European and US shares fell in overnight trading as crude oil prices dropped. The “after the fact” explanations point to reports OPEC will ease restrictions in response to falling production in Venezuela and Iran. The problem with the explanation is the reports are at least two days old.

Similarly the notion that the cancellation of talks between North Korea and the USA cruelled market action is fanciful. The reality is that hopes for Korean unification will enter their nineteenth year on June 15, the anniversary of the North-South Joint Declaration in the year 2000.

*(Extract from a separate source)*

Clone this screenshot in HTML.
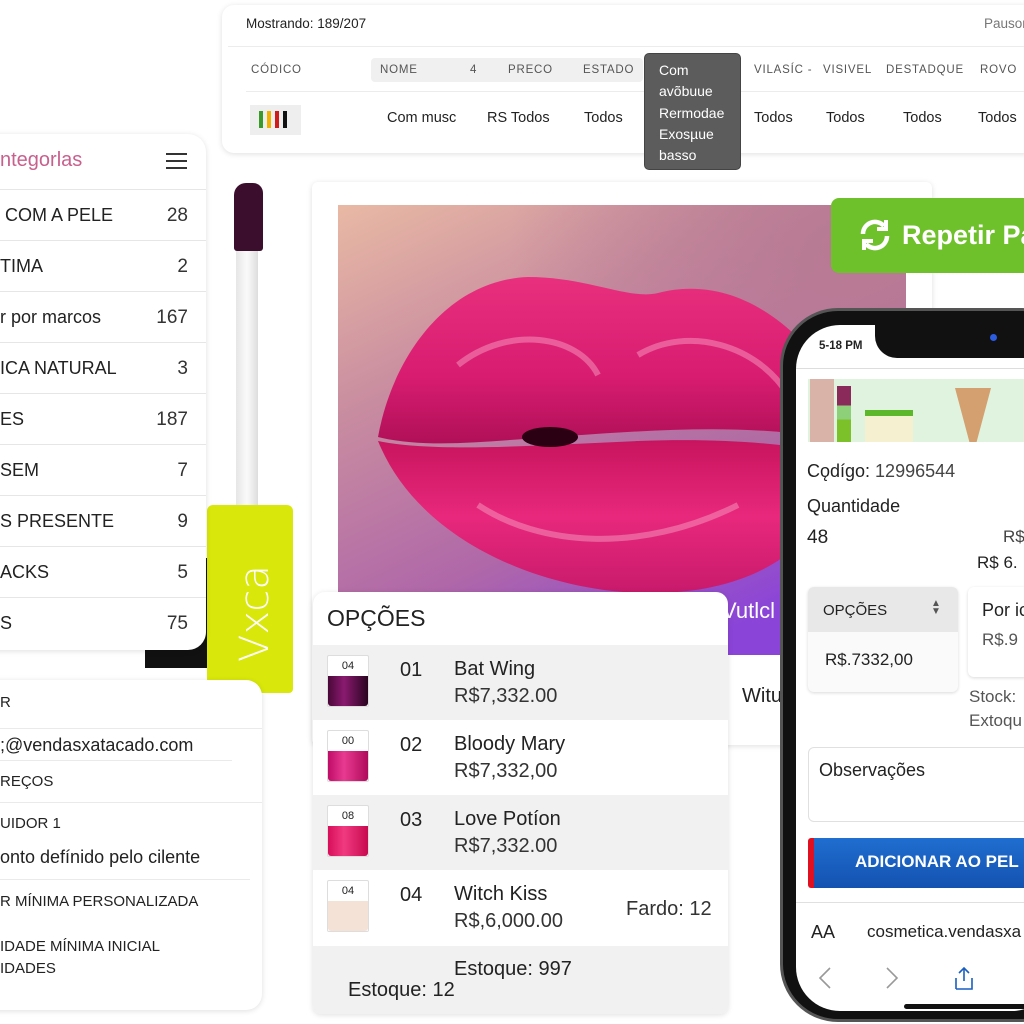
<!DOCTYPE html>
<html><head><meta charset="utf-8"><style>
*{margin:0;padding:0;box-sizing:border-box}
body{width:1024px;height:1024px;overflow:hidden;background:#fff;font-family:"Liberation Sans",sans-serif;color:#222;position:relative}
.a{position:absolute;white-space:nowrap}
.card{position:absolute;background:#fff;box-shadow:0 1px 6px rgba(0,0,0,.13)}
.hd{font-size:11.5px;letter-spacing:.8px;color:#555}
.t{font-size:14.5px;color:#222}
.cat{position:absolute;left:0;width:206px;height:51px;border-top:1px solid #e6e6e6;font-size:18px;color:#222}
.cat span{position:absolute;top:15px}
.cat b{position:absolute;right:18px;top:15px;font-weight:normal;color:#333;font-size:19px}
.row{position:absolute;left:313px;width:415px;height:75px}
.sw{position:absolute;left:14px;top:10px;width:42px;height:52px;border:1px solid #ddd;background:#fff;border-radius:2px;font-size:11px;text-align:center;line-height:20px}
.sw i{position:absolute;left:0;right:0;bottom:0;height:30px;border-radius:0 0 3px 3px}
.row .n{position:absolute;left:87px;top:14px;font-size:20px}
.row .nm{position:absolute;left:141px;top:13px;font-size:20px}
.row .p{position:absolute;left:141px;top:40px;font-size:20px;color:#333}
</style></head><body>

<!-- top card -->
<div class="card" style="left:222px;top:5px;width:820px;height:148px;border-radius:12px"></div>
<div class="a" style="left:246px;top:16px;font-size:13.5px">Mostrando: 189/207</div>
<div class="a" style="left:984px;top:16px;font-size:13.5px;color:#777">Pausor</div>
<div class="a" style="left:228px;top:46px;width:796px;height:1px;background:#ececec"></div>
<div class="a" style="left:371px;top:58px;width:272px;height:24px;background:#f0f0f0;border-radius:4px"></div>
<div class="a hd" style="left:251px;top:64px">CÓDICO</div>
<div class="a hd" style="left:380px;top:64px">NOME</div>
<div class="a hd" style="left:470px;top:64px">4</div>
<div class="a hd" style="left:508px;top:64px">PRECO</div>
<div class="a hd" style="left:583px;top:64px">ESTADO</div>
<div class="a hd" style="left:754px;top:64px">VILASÍC -</div>
<div class="a hd" style="left:823px;top:64px">VISIVEL</div>
<div class="a hd" style="left:886px;top:64px">DESTADQUE</div>
<div class="a hd" style="left:980px;top:64px">ROVO</div>
<div class="a" style="left:246px;top:91px;width:778px;height:1px;background:#ececec"></div>
<div class="a" style="left:250px;top:105px;width:51px;height:30px;background:#eee"></div>
<div class="a" style="left:259px;top:111px;width:4px;height:17px;background:#3a9a2a"></div>
<div class="a" style="left:267px;top:111px;width:4px;height:17px;background:#f0b400"></div>
<div class="a" style="left:275px;top:111px;width:4px;height:17px;background:#d01b1b"></div>
<div class="a" style="left:283px;top:111px;width:4px;height:17px;background:#111"></div>
<div class="a t" style="left:387px;top:110px">Com musc</div>
<div class="a t" style="left:487px;top:110px">RS Todos</div>
<div class="a t" style="left:584px;top:110px">Todos</div>
<div class="a t" style="left:754px;top:110px">Todos</div>
<div class="a t" style="left:826px;top:110px">Todos</div>
<div class="a t" style="left:903px;top:110px">Todos</div>
<div class="a t" style="left:978px;top:110px">Todos</div>
<div class="a" style="left:644px;top:53px;width:97px;height:117px;background:#5c5c5c;border:1px solid #444;border-radius:5px;color:#fff;font-size:14px;line-height:21.3px;padding:6px 0 0 14px">Com<br>avõbuue<br>Rermodae<br>Exosµue<br>basso</div>

<!-- wand -->
<div class="a" style="left:145px;top:558px;width:80px;height:110px;background:#111"></div>
<div class="a" style="left:236px;top:245px;width:22px;height:265px;background:linear-gradient(90deg,#e6e6e6,#fafafa 50%,#ddd)"></div>
<div class="a" style="left:234px;top:183px;width:29px;height:68px;background:#3b0e2e;border-radius:12px 10px 3px 3px"></div>
<div class="a" style="left:207px;top:505px;width:86px;height:188px;background:#d9e80a;border-radius:6px 6px 4px 4px"></div>
<div class="a" style="left:232px;top:662px;font-family:'DejaVu Sans',sans-serif;font-weight:200;font-size:40px;color:#fff;transform:rotate(-90deg);transform-origin:left top">Vxca</div>

<!-- categories -->
<div class="card" style="left:-10px;top:134px;width:216px;height:516px;border-radius:0 18px 18px 0"></div>
<div class="a" style="left:0;top:149px;font-size:20px;color:#c8608e">ntegorlas</div>
<div class="a" style="left:166px;top:153px;width:21px;height:2px;background:#333;box-shadow:0 7px 0 #333,0 14px 0 #333"></div>
<div class="cat" style="top:189px"><span>&nbsp;COM A PELE</span><b>28</b></div>
<div class="cat" style="top:240px"><span>TIMA</span><b>2</b></div>
<div class="cat" style="top:291px"><span>r por marcos</span><b>167</b></div>
<div class="cat" style="top:342px"><span>ICA NATURAL</span><b>3</b></div>
<div class="cat" style="top:393px"><span>ES</span><b>187</b></div>
<div class="cat" style="top:444px"><span>SEM</span><b>7</b></div>
<div class="cat" style="top:495px"><span>S PRESENTE</span><b>9</b></div>
<div class="cat" style="top:546px"><span>ACKS</span><b>5</b></div>
<div class="cat" style="top:597px"><span>S</span><b>75</b></div>

<!-- bottom-left card -->
<div class="card" style="left:-10px;top:680px;width:272px;height:330px;border-radius:0 16px 16px 0"></div>
<div class="a" style="left:0;top:694px;font-size:15px">R</div>
<div class="a" style="left:0;top:728px;width:262px;height:1px;background:#eaeaea"></div>
<div class="a" style="left:0;top:735px;font-size:18px">;@vendasxatacado.com</div>
<div class="a" style="left:0;top:760px;width:232px;height:1px;background:#eaeaea"></div>
<div class="a" style="left:0;top:773px;font-size:15px">REÇOS</div>
<div class="a" style="left:0;top:802px;width:262px;height:1px;background:#eaeaea"></div>
<div class="a" style="left:0;top:815px;font-size:15px">UIDOR 1</div>
<div class="a" style="left:0;top:847px;font-size:18px">onto defínido pelo cilente</div>
<div class="a" style="left:0;top:879px;width:250px;height:1px;background:#eaeaea"></div>
<div class="a" style="left:0;top:893px;font-size:15px">R MÍNIMA PERSONALIZADA</div>
<div class="a" style="left:0;top:936px;font-size:15px;line-height:22px">IDADE MÍNIMA INICIAL<br>IDADES</div>

<!-- main card -->
<div class="card" style="left:312px;top:182px;width:620px;height:563px;border-radius:6px"></div>
<svg class="a" style="left:338px;top:205px" width="568" height="450" viewBox="0 0 568 450">
<defs>
<linearGradient id="bg" x1="0" y1="0" x2="0.6" y2="1"><stop offset="0" stop-color="#e9b9a4"/><stop offset=".35" stop-color="#c88ca0"/><stop offset=".7" stop-color="#b068a8"/><stop offset="1" stop-color="#8a44d8"/></linearGradient>
<radialGradient id="tr" cx=".9" cy=".1" r=".6"><stop offset="0" stop-color="#b77a92"/><stop offset="1" stop-color="#b77a92" stop-opacity="0"/></radialGradient>
<linearGradient id="up" x1="0" y1="0" x2="0" y2="1"><stop offset="0" stop-color="#e8307e"/><stop offset=".6" stop-color="#d81c70"/><stop offset="1" stop-color="#b01058"/></linearGradient>
<linearGradient id="lo" x1="0" y1="0" x2="0" y2="1"><stop offset="0" stop-color="#c8145e"/><stop offset=".5" stop-color="#e8287c"/><stop offset="1" stop-color="#c81a6c"/></linearGradient>
</defs>
<rect width="568" height="450" fill="url(#bg)"/>
<rect width="568" height="450" fill="url(#tr)"/>
<path d="M40,232 C55,150 110,75 190,72 C250,72 290,95 320,88 C390,70 460,110 515,205 C525,232 505,238 480,232 C400,218 300,226 215,232 C150,236 90,244 40,232Z" fill="url(#up)"/>
<path d="M40,236 C100,248 200,240 300,236 C400,232 470,242 505,250 C495,330 430,392 300,388 C200,384 80,335 40,236Z" fill="url(#lo)"/>
<path d="M120,160 C170,120 240,130 260,170 M300,150 C350,120 420,140 450,190 M140,300 C200,340 300,350 400,300" stroke="#f79ac2" stroke-width="6" fill="none" opacity=".5"/>
<ellipse cx="212" cy="232" rx="28" ry="10" fill="#2a0012"/>
</svg>
<div class="a" style="left:722px;top:598px;font-size:22px;color:#fff">Vutlcl</div>
<div class="a" style="left:742px;top:685px;font-size:20px">Witu</div>

<!-- options -->
<div class="card" style="left:313px;top:592px;width:415px;height:422px;border-radius:12px 12px 8px 8px"></div>
<div class="a" style="left:327px;top:605px;font-size:23px">OPÇÕES</div>
<div class="row" style="top:645px;background:#f1f1f1"><div class="sw">04<i style="background:linear-gradient(90deg,#4a0838,#8a1a70 40%,#2a0420)"></i></div><div class="n">01</div><div class="nm">Bat Wing</div><div class="p">R$7,332.00</div></div>
<div class="row" style="top:720px;background:#fff"><div class="sw">00<i style="background:linear-gradient(90deg,#c00c68,#e83a90 40%,#b00a5c)"></i></div><div class="n">02</div><div class="nm">Bloody Mary</div><div class="p">R$7,332,00</div></div>
<div class="row" style="top:795px;background:#f1f1f1"><div class="sw">08<i style="background:linear-gradient(90deg,#d80e5a,#f03a80 40%,#c80a50)"></i></div><div class="n">03</div><div class="nm">Love Potíon</div><div class="p">R$7,332.00</div></div>
<div class="row" style="top:870px;background:#fff"><div class="sw">04<i style="background:#f5e2d6"></i></div><div class="n">04</div><div class="nm">Witch Kiss</div><div class="p">R$,6,000.00</div><div class="a" style="left:313px;top:28px;font-size:20px;color:#333">Fardo: 12</div></div>
<div class="a" style="left:313px;top:946px;width:415px;height:68px;background:#f1f1f1;border-radius:0 0 8px 8px"></div>
<div class="a" style="left:454px;top:958px;font-size:20px">Estoque: 997</div>
<div class="a" style="left:348px;top:979px;font-size:20px">Estoque: 12</div>

<!-- green button -->
<div class="a" style="left:831px;top:198px;width:220px;height:75px;background:#6fc12b;border-radius:8px"></div>
<svg class="a" style="left:858px;top:218px" width="34" height="34" viewBox="0 0 34 34" fill="none" stroke="#fff" stroke-width="4.5"><path d="M5 16a12 12 0 0 1 21-8"/><path d="M29 18a12 12 0 0 1-21 8"/><path d="M28 2v9h-9" stroke-width="4"/><path d="M6 32v-9h9" stroke-width="4"/></svg>
<div class="a" style="left:902px;top:220px;font-size:27px;font-weight:bold;color:#fff">Repetir Pa</div>

<!-- phone -->
<div class="a" style="left:780px;top:308px;width:300px;height:714px;background:#111;border-radius:58px;border:3px solid #555"></div>
<div class="a" style="left:796px;top:325px;width:260px;height:686px;background:#fff;border-radius:44px"></div>
<div class="a" style="left:875px;top:318px;width:200px;height:40px;background:#111;border-radius:0 0 0 22px"></div>
<div class="a" style="left:990px;top:334px;width:7px;height:7px;background:#2c5ce0;border-radius:50%"></div>
<div class="a" style="left:819px;top:340px;font-size:11.5px;font-weight:bold">5-18 PM</div>
<div class="a" style="left:796px;top:368px;width:228px;height:1px;background:#ddd"></div>
<div class="a" style="left:808px;top:379px;width:216px;height:63px;background:#dff3df"></div>
<div class="a" style="left:810px;top:379px;width:24px;height:63px;background:#d9b3a8"></div>
<div class="a" style="left:837px;top:386px;width:14px;height:56px;background:linear-gradient(#8a2a5a 0 35%,#8ed07a 35% 60%,#7cc02a 60%)"></div>
<div class="a" style="left:865px;top:410px;width:48px;height:32px;background:#f4f0d0;border-top:6px solid #5cb82a"></div>
<div class="a" style="left:955px;top:388px;width:36px;height:54px;background:#d4a070;clip-path:polygon(0 0,100% 0,60% 100%,40% 100%)"></div>
<div class="a" style="left:807px;top:461px;font-size:18px">Cǫdígo: <span style="color:#444">12996544</span></div>
<div class="a" style="left:807px;top:496px;font-size:18px">Quantidade</div>
<div class="a" style="left:807px;top:527px;font-size:19px">48</div>
<div class="a" style="left:1003px;top:527px;font-size:17px;color:#444">R$</div>
<div class="a" style="left:977px;top:553px;font-size:17px">R$ 6.</div>
<div class="a" style="left:808px;top:587px;width:150px;height:105px;background:#fafafa;border-radius:6px;box-shadow:0 1px 3px rgba(0,0,0,.15)"></div>
<div class="a" style="left:808px;top:587px;width:150px;height:45px;background:#e8e8e8;border-radius:6px 6px 0 0"></div>
<div class="a" style="left:823px;top:602px;font-size:15px">OPÇÕES</div>
<div class="a" style="left:931px;top:600px;font-size:10px;color:#555;line-height:8px">▲<br>▼</div>
<div class="a" style="left:825px;top:650px;font-size:17px">R$.7332,00</div>
<div class="a" style="left:968px;top:587px;width:70px;height:90px;background:#fff;border-radius:6px;box-shadow:0 1px 3px rgba(0,0,0,.15)"></div>
<div class="a" style="left:982px;top:600px;font-size:18px">Por ic</div>
<div class="a" style="left:982px;top:630px;font-size:17px;color:#555">R$.9</div>
<div class="a" style="left:969px;top:685px;font-size:17px;color:#555;line-height:24px">Stock:<br>Extoqu</div>
<div class="a" style="left:808px;top:747px;width:230px;height:75px;border:1px solid #e0e0e0;border-radius:6px"></div>
<div class="a" style="left:819px;top:760px;font-size:18px">Observações</div>
<div class="a" style="left:808px;top:838px;width:230px;height:50px;background:linear-gradient(#1f6ed0,#1452b0);border-left:6px solid #e01020;border-radius:3px"></div>
<div class="a" style="left:855px;top:852px;font-size:17px;font-weight:bold;color:#fff">ADICIONAR AO PEL</div>
<div class="a" style="left:796px;top:902px;width:228px;height:1px;background:#e0e0e0"></div>
<div class="a" style="left:811px;top:922px;font-size:18px">AA</div>
<div class="a" style="left:867px;top:922px;font-size:17px">cosmetica.vendasxa</div>
<svg class="a" style="left:815px;top:965px" width="180" height="28" viewBox="0 0 180 28" fill="none" stroke-width="1.6"><path d="M15 3 5 13l10 10" stroke="#999"/><path d="M72 3l10 10-10 10" stroke="#999"/><path d="M141 24h16V13M141 24V13M149 3v13M144 8l5-5 5 5" stroke="#1a5fc0"/></svg>
<div class="a" style="left:904px;top:1004px;width:130px;height:5px;background:#111;border-radius:3px"></div>
</body></html>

There is a general rejection of the true nature of markets. The evidence of behavioural finance studies indicates market prices are a function of human behaviour, and therefore subject to human strengths and weaknesses. Sometimes even professional investors become nervous, fearful, and subject to panic. The simpler explanation for the falls in growth exposed markets is nervousness after a strong run. The lift in gold and bond prices, and the falls in key industrial commodities such as oil and copper, point to a general sentiment shift rather than any specific triggers.

Reports of weak German GDP provide further evidence of the sentiment shift. The quarterly and yearly numbers are actually in line with forecasts, according to Bloomberg. Stronger than expected German private consumption and capital investment, and UK retail sales, are ignored. This is an example of confirmation bias, where only the evidence that supports a hypothesis is reported.

This presents both an opportunity and a problem for Asia Pacific investors. The current action could be characterised as a pull-back in an upswing in global growth and markets. There could be a looming buying opportunity. The problem is that sentiment swings are unpredictable – they could linger or evaporate. The regional response today may determine the short term future for markets.